Ruses were a lifeline to me whenever I could devise them: they helped me improve my circumstances, however slightly, and made me feel I had my wits about me still.

Writing in my book was what I considered to be my private evening pastime. But the pirates routinely came in and checked what I had been scribbling, sometimes twice a day, sometimes weekly. What they were looking for, I couldn’t imagine. But while they flicked through the front and back of the book, and saw all my fastidious A–Z lists, they never bothered to check the middle pages. Realising this, I got the idea of keeping a diary of daily happenings that began in the middle of the book and proceeded outwards. It would be secret for as long as the pirates didn’t bother to look in front of their noses. And they didn’t.

Writing was, of course, entirely dependent on adequate
torchlight
. And the first time I noticed the beam waning was a very angst-inducing moment for me. I asked for replacement batteries, and was intensely relieved when they came. An instinct, though, told me not to discard my ‘duds’ but to keep them handy. Since it was usually different pirates who fetched things for me, I picked a moment a few days later to replace the duds in the torch, summon a pirate and complain that the torch was
dead. Again he brought me new batteries. But I stashed these, put my perfectly serviceable ones back, and contented myself knowing that I had ‘spares’.

*

The idea that the pirates were protecting me from something beyond the compound walls dawned on me gradually. It wasn’t, of course, a concern for my actual well-being so much as their need to protect their valuable asset. There were times when my request for the toilet was refused on the grounds that there was a plane passing overhead. I couldn’t hear anything, and I could hardly believe I could be spotted from the air. However, they took this very seriously.
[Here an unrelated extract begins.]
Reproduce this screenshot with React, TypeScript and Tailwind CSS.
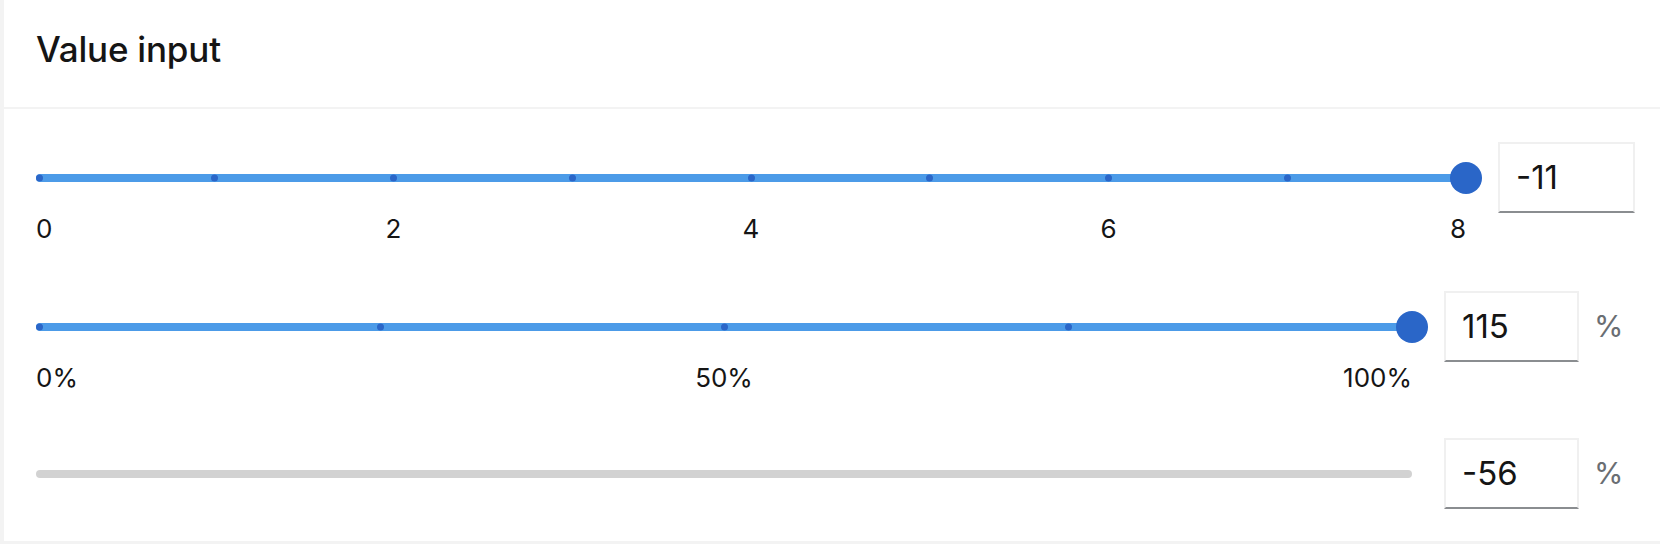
import React from "react";

type Step = { value: number; label?: string };

function Slider({
  steps,
  max,
  value,
  active,
}: {
  steps: Step[];
  max: number;
  value: number | null;
  active: boolean;
}) {
  return (
    <div className="flex-1 min-w-0">
      <div className="relative h-[71px]">
        <div
          className={
            "absolute left-0 right-0 top-1/2 -translate-y-1/2 h-[8px] rounded-full " +
            (active ? "bg-[#4c9be8]" : "bg-[#d2d2d2]")
          }
        />
        {active &&
          steps.map((s, i) => {
            const pct = (s.value / max) * 100;
            return (
              <div
                key={i}
                className={
                  "absolute top-1/2 -translate-y-1/2 w-[7px] h-[7px] rounded-full bg-[#2b66c8] " +
                  (i === 0 ? "" : "-ml-[3.5px]")
                }
                style={{ left: `${pct}%` }}
              />
            );
          })}
        {active && value !== null && (
          <div
            className="absolute top-1/2 -translate-y-1/2 -ml-[16px] w-[32px] h-[32px] rounded-full bg-[#2a66c8]"
            style={{ left: `${(value / max) * 100}%` }}
          />
        )}
      </div>
      {active && (
        <div className="relative mt-[1px] h-[30px]">
          {steps
            .filter((s) => s.label !== undefined)
            .map((s, i, arr) => {
              const pct = (s.value / max) * 100;
              const isFirst = i === 0;
              const isLast = i === arr.length - 1;
              return (
                <span
                  key={i}
                  className={
                    "absolute top-0 text-[26px] leading-[30px] text-[#151515] whitespace-nowrap " +
                    (isFirst ? "" : isLast ? "-translate-x-full" : "-translate-x-1/2")
                  }
                  style={{ left: `${pct}%` }}
                >
                  {s.label}
                </span>
              );
            })}
        </div>
      )}
    </div>
  );
}

function ValueBox({ value, wide }: { value: string; wide?: boolean }) {
  return (
    <div
      className={
        "h-[71px] flex items-center pl-[16px] border-2 border-[#f0f0f0] border-b-[#8a8d90] bg-white text-[33px] text-[#151515] " +
        (wide ? "w-[137px]" : "w-[135px]")
      }
    >
      {value}
    </div>
  );
}

function Unit() {
  return (
    <div className="w-[56px] h-[71px] flex items-center pl-[15px] text-[30px] text-[#6a6e73]">
      %
    </div>
  );
}

export default function App() {
  const steps1: Step[] = [
    { value: 0, label: "0" },
    { value: 1 },
    { value: 2, label: "2" },
    { value: 3 },
    { value: 4, label: "4" },
    { value: 5 },
    { value: 6, label: "6" },
    { value: 7 },
    { value: 8, label: "8" },
  ];
  const steps2: Step[] = [
    { value: 0, label: "0%" },
    { value: 25 },
    { value: 50, label: "50%" },
    { value: 75 },
    { value: 100, label: "100%" },
  ];

  return (
    <div
      className="w-[1660px] h-[544px] bg-[#f3f3f3] overflow-hidden"
      style={{ fontFamily: "Inter, 'Noto Sans', 'Liberation Sans', sans-serif" }}
    >
      <div className="ml-[4px] h-[541px] bg-white flex flex-col">
        <div className="h-[109px] border-b-2 border-[#f3f3f3] pl-[32px] pt-[28px]">
          <h1 className="text-[35px] leading-[42px] font-medium text-[#151515] tracking-[-0.2px]">
            Value input
          </h1>
        </div>
        <div className="pl-[32px] pr-[25px] pt-[33px] flex flex-col">
          <div className="h-[149px] flex items-start gap-[32px]">
            <Slider steps={steps1} max={8} value={8} active />
            <ValueBox value="-11" wide />
          </div>
          <div className="h-[147px] flex items-start">
            <Slider steps={steps2} max={100} value={100} active />
            <div className="ml-[32px] flex items-start">
              <ValueBox value="115" />
              <Unit />
            </div>
          </div>
          <div className="h-[71px] flex items-start">
            <Slider steps={[]} max={100} value={null} active={false} />
            <div className="ml-[32px] flex items-start">
              <ValueBox value="-56" />
              <Unit />
            </div>
          </div>
        </div>
      </div>
    </div>
  );
}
The Navigator had told me of ‘other pirates’ who might be minded to snatch me, but that I was safe inside the compound. I was reminded of this when he came to me and said in his familiar hushed tones, ‘If anyone try take photo of you, you tell me, straight away. You come get me. Or it will be very bad for you. Very bad.’

I was spooked. ‘Why?’

He wouldn’t explain further, yet he was adamant. Thinking it over, I decided that if one of the pirates illicitly snapped a proof of my presence here then they could, if they were wily enough, claim to the British Consulate that they had taken me, and so open up a different channel of negotiation. Fat Man and his gang had already invested much time and money and effort in my capture and upkeep. I could see they would be nervous of some other party scooping me up and making off with the proceeds.